Merali was the Head of Department of Exhibition, Film and New Media at the Haus der Kulturen der Welt, Berlin (2003-2008) where he curated several exhibitions accompanied by publications, including The Black Atlantic; Dreams and Trauma- Moving images and the Promised Lands; and Re-Imagining Asia, One Thousand years of Separation.

In 1988, Merali had co-founded the Panchayat Arts Education Resource Unit in East London. The Unit's main function was one of collecting ephemera, documents, and publications, detailing the work of political British Black artists (of Asian and African descent). In 2015 the Panchayat archival material was donated and is part of the Tate library's Special Collection in London.

Ramesch Daha (b. 1971, Tehran, Iran) lives in Vienna since 1978. Working in a wide range of media, Daha examines the disappearance of narratives and objects in moments of historic disruption, as well as family (hi)stories as reflections of larger social developments. Basing her work on extensive research, she compiles multifaceted collections of materials that endow the act of recollection with a novel physical quality. This involves extensive travelling and study visits to, among others, Vancouver, New York, London or Berlin.
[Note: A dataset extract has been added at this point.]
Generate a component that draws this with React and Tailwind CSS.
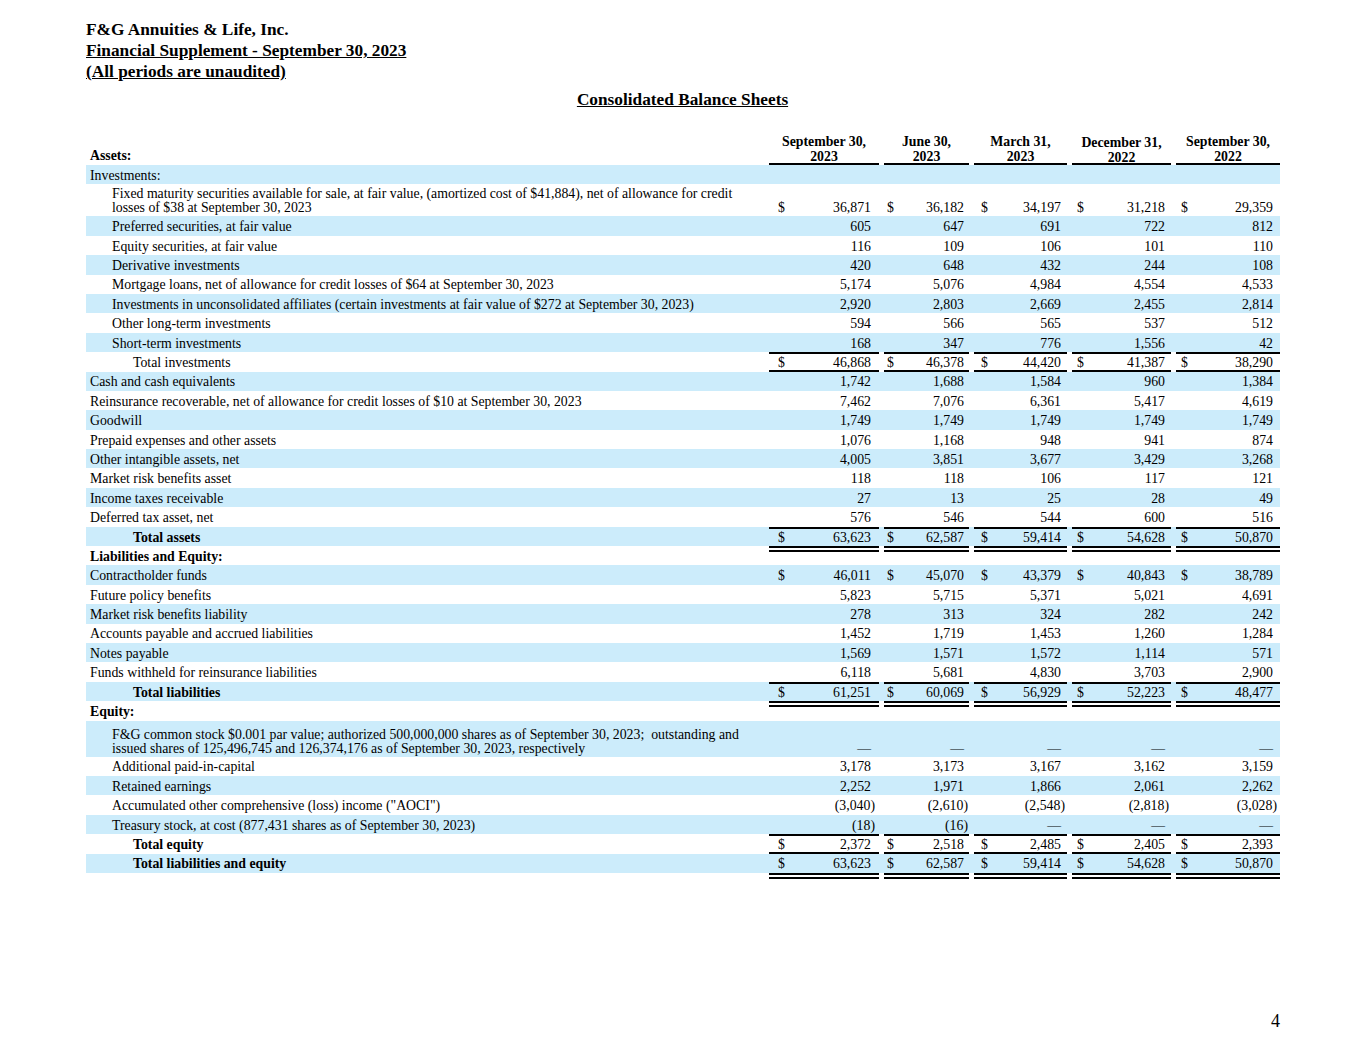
const cols = [
  { box: 'w-[110px]', pl: 'pl-[9px]', pr: 'pr-[8px]' },
  { box: 'w-[85px] ml-[5px]', pl: 'pl-[3px]', pr: 'pr-[5px]' },
  { box: 'w-[93px] ml-[5px]', pl: 'pl-[7px]', pr: 'pr-[6px]' },
  { box: 'w-[99px] ml-[5px]', pl: 'pl-[5px]', pr: 'pr-[6px]' },
  { box: 'w-[104px] ml-[5px]', pl: 'pl-[5px]', pr: 'pr-[7px]' },
]

const headers = [
  ['September 30,', '2023'],
  ['June 30,', '2023'],
  ['March 31,', '2023'],
  ['December 31,', '2022'],
  ['September 30,', '2022'],
]

const indents = ['pl-[4px]', 'pl-[26px]', 'pl-[47px]']

const rows = [
  { label: 'Investments:', indent: 0 },
  {
    label: ['Fixed maturity securities available for sale, at fair value, (amortized cost of $41,884), net of allowance for credit', 'losses of $38 at September 30, 2023'],
    indent: 1, tall: 'h-[32px]', dollar: true,
    vals: ['36,871', '36,182', '34,197', '31,218', '29,359'],
  },
  { label: 'Preferred securities, at fair value', indent: 1, vals: ['605', '647', '691', '722', '812'] },
  { label: 'Equity securities, at fair value', indent: 1, vals: ['116', '109', '106', '101', '110'] },
  { label: 'Derivative investments', indent: 1, vals: ['420', '648', '432', '244', '108'] },
  { label: 'Mortgage loans, net of allowance for credit losses of $64 at September 30, 2023', indent: 1, vals: ['5,174', '5,076', '4,984', '4,554', '4,533'] },
  { label: 'Investments in unconsolidated affiliates (certain investments at fair value of $272 at September 30, 2023)', indent: 1, vals: ['2,920', '2,803', '2,669', '2,455', '2,814'] },
  { label: 'Other long-term investments', indent: 1, vals: ['594', '566', '565', '537', '512'] },
  { label: 'Short-term investments', indent: 1, vals: ['168', '347', '776', '1,556', '42'] },
  { label: 'Total investments', indent: 2, dollar: true, top: true, bottom: 'single', vals: ['46,868', '46,378', '44,420', '41,387', '38,290'] },
  { label: 'Cash and cash equivalents', indent: 0, vals: ['1,742', '1,688', '1,584', '960', '1,384'] },
  { label: 'Reinsurance recoverable, net of allowance for credit losses of $10 at September 30, 2023', indent: 0, vals: ['7,462', '7,076', '6,361', '5,417', '4,619'] },
  { label: 'Goodwill', indent: 0, vals: ['1,749', '1,749', '1,749', '1,749', '1,749'] },
  { label: 'Prepaid expenses and other assets', indent: 0, vals: ['1,076', '1,168', '948', '941', '874'] },
  { label: 'Other intangible assets, net', indent: 0, vals: ['4,005', '3,851', '3,677', '3,429', '3,268'] },
  { label: 'Market risk benefits asset', indent: 0, vals: ['118', '118', '106', '117', '121'] },
  { label: 'Income taxes receivable', indent: 0, vals: ['27', '13', '25', '28', '49'] },
  { label: 'Deferred tax asset, net', indent: 0, vals: ['576', '546', '544', '600', '516'] },
  { label: 'Total assets', indent: 2, bold: true, dollar: true, top: true, bottom: 'double', vals: ['63,623', '62,587', '59,414', '54,628', '50,870'] },
  { label: 'Liabilities and Equity:', indent: 0, bold: true },
  { label: 'Contractholder funds', indent: 0, dollar: true, vals: ['46,011', '45,070', '43,379', '40,843', '38,789'] },
  { label: 'Future policy benefits', indent: 0, vals: ['5,823', '5,715', '5,371', '5,021', '4,691'] },
  { label: 'Market risk benefits liability', indent: 0, vals: ['278', '313', '324', '282', '242'] },
  { label: 'Accounts payable and accrued liabilities', indent: 0, vals: ['1,452', '1,719', '1,453', '1,260', '1,284'] },
  { label: 'Notes payable', indent: 0, vals: ['1,569', '1,571', '1,572', '1,114', '571'] },
  { label: 'Funds withheld for reinsurance liabilities', indent: 0, vals: ['6,118', '5,681', '4,830', '3,703', '2,900'] },
  { label: 'Total liabilities', indent: 2, bold: true, dollar: true, top: true, bottom: 'double', vals: ['61,251', '60,069', '56,929', '52,223', '48,477'] },
  { label: 'Equity:', indent: 0, bold: true },
  {
    label: ['F&G common stock $0.001 par value; authorized 500,000,000 shares as of September 30, 2023;\u00a0 outstanding and', 'issued shares of 125,496,745 and 126,374,176 as of September 30, 2023, respectively'],
    indent: 1, tall: 'h-[36px]',
    vals: ['—', '—', '—', '—', '—'],
  },
  { label: 'Additional paid-in-capital', indent: 1, vals: ['3,178', '3,173', '3,167', '3,162', '3,159'] },
  { label: 'Retained earnings', indent: 1, vals: ['2,252', '1,971', '1,866', '2,061', '2,262'] },
  { label: 'Accumulated other comprehensive (loss) income ("AOCI")', indent: 1, vals: ['(3,040)', '(2,610)', '(2,548)', '(2,818)', '(3,028)'] },
  { label: 'Treasury stock, at cost (877,431 shares as of September 30, 2023)', indent: 1, vals: ['(18)', '(16)', '—', '—', '—'] },
  { label: 'Total equity', indent: 2, bold: true, dollar: true, top: true, bottom: 'single', vals: ['2,372', '2,518', '2,485', '2,405', '2,393'] },
  { label: 'Total liabilities and equity', indent: 2, bold: true, dollar: true, bottom: 'double', vals: ['63,623', '62,587', '59,414', '54,628', '50,870'] },
]

const Value = ({ v }) => {
  if (v.startsWith('(')) return <span className="-mr-[4px]">{v}</span>
  return <span>{v}</span>
}

const Row = ({ r, shade }) => {
  const tall = !!r.tall
  const valAlign = tall
    ? 'items-end pb-[1px] leading-[14px]'
    : r.top && r.bottom === 'double'
      ? 'items-center pt-[1px]'
      : 'items-center pt-[3px]'
  return (
    <div className={`flex ${r.tall || 'h-[19.4px]'} ${shade ? 'bg-[#ccecfb]' : ''}`}>
      <div
        className={`w-[683px] shrink-0 flex ${tall ? 'items-end pb-[1px] leading-[14px]' : 'items-center pt-[3px]'} ${indents[r.indent]} ${r.bold ? 'font-bold' : ''}`}
      >
        {Array.isArray(r.label) ? (
          <div>
            {r.label[0]}
            <br />
            {r.label[1]}
          </div>
        ) : (
          r.label
        )}
      </div>
      {r.vals &&
        cols.map((c, i) => (
          <div
            key={i}
            className={`${c.box} ${c.pl} ${c.pr} shrink-0 flex justify-between ${valAlign} ${r.top ? 'border-t-2 border-black' : ''} ${r.bottom === 'single' ? 'border-b-2 border-black' : ''} ${r.bottom === 'double' ? 'h-[25.4px] border-b-[6px] border-double border-black' : ''}`}
          >
            <span>{r.dollar ? '$' : ''}</span>
            <Value v={r.vals[i]} />
          </div>
        ))}
    </div>
  )
}

export default function App() {
  return (
    <div className="w-[1365px] min-h-[1055px] bg-white text-black font-['Liberation_Serif',serif]">
      <div className="pl-[86px] pt-[19px] text-[17.3px] leading-[21px] font-bold">
        <div>F&amp;G Annuities &amp; Life, Inc.</div>
        <div className="underline">Financial Supplement - September 30, 2023</div>
        <div className="underline">(All periods are unaudited)</div>
      </div>
      <div className="mt-[7px] text-center text-[17.3px] leading-[21px] font-bold underline">
        Consolidated Balance Sheets
      </div>

      <div className="ml-[86px] w-[1194px] text-[13.8px]">
        <div className="flex items-end h-[55px]">
          <div className="w-[683px] shrink-0 pl-[4px] pb-[2px] leading-[15px] font-bold">Assets:</div>
          {cols.map((c, i) => (
            <div key={i} className={`${c.box} shrink-0 border-b-2 border-black text-center font-bold leading-[15px]`}>
              <div className={i === 3 ? 'translate-y-[2px]' : 'translate-y-[1px]'}>
                <div>{headers[i][0]}</div>
                <div>{headers[i][1]}</div>
              </div>
            </div>
          ))}
        </div>
        {rows.map((r, i) => (
          <Row key={i} r={r} shade={i % 2 === 0} />
        ))}
      </div>

      <div className="mt-[138px] w-[1280px] text-right text-[18px] leading-[20px]">4</div>
    </div>
  )
}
Ramesch Daha has met broad international recognition with her yet uncompleted series ‚Victims 9/11‘, in which she attempts to save the victims of the terrorist attack from oblivion by portraying every single one of them.

Recent exhibitions include KINDL, Berlin (2020); Index Foundation, Stockholm (2020); KUVA—Academy of Fine Arts, Helsinki (2019); Konstfack, Stockholm (2019); 5th D-0 ARK Underground Biennial, Konjic, Bosnia and Herzegovina (2019); B7L9, Kamel Lazaar Foundation, Tunis (2019); Jüdisches Museum Augsburg (2018) and ACF, New York (2017).

Ramesch Daha is also the President of the Association of Visual Artists Vienna Secession

This exhibition is part of pax praxis:

convened/curated by Shaheen Merali, research generated as guest professor at the University of Applied Arts Vienna, at the invitation of Vice Rector Barbara Putz-Plecko.

The title pax praxis alludes to acts as a counterforce – framing and conceptualising de-globalisation and de-colonising understanding in the multiple locations in which art and education reside.

Enacting on the place of continuous breakdown provokes a more comprehensive reading by artists and scholars, enabling discussion of the processes of undoing and re-making, defining themselves by separation from the inherited homology.

Collectively, the talks over a period of three months, followed by the exhibition, offer a critique of sociality or the concept of living together in an organised way as a society of cultural formations, further questioning the scale of our responsibility in an era marked by self-determination.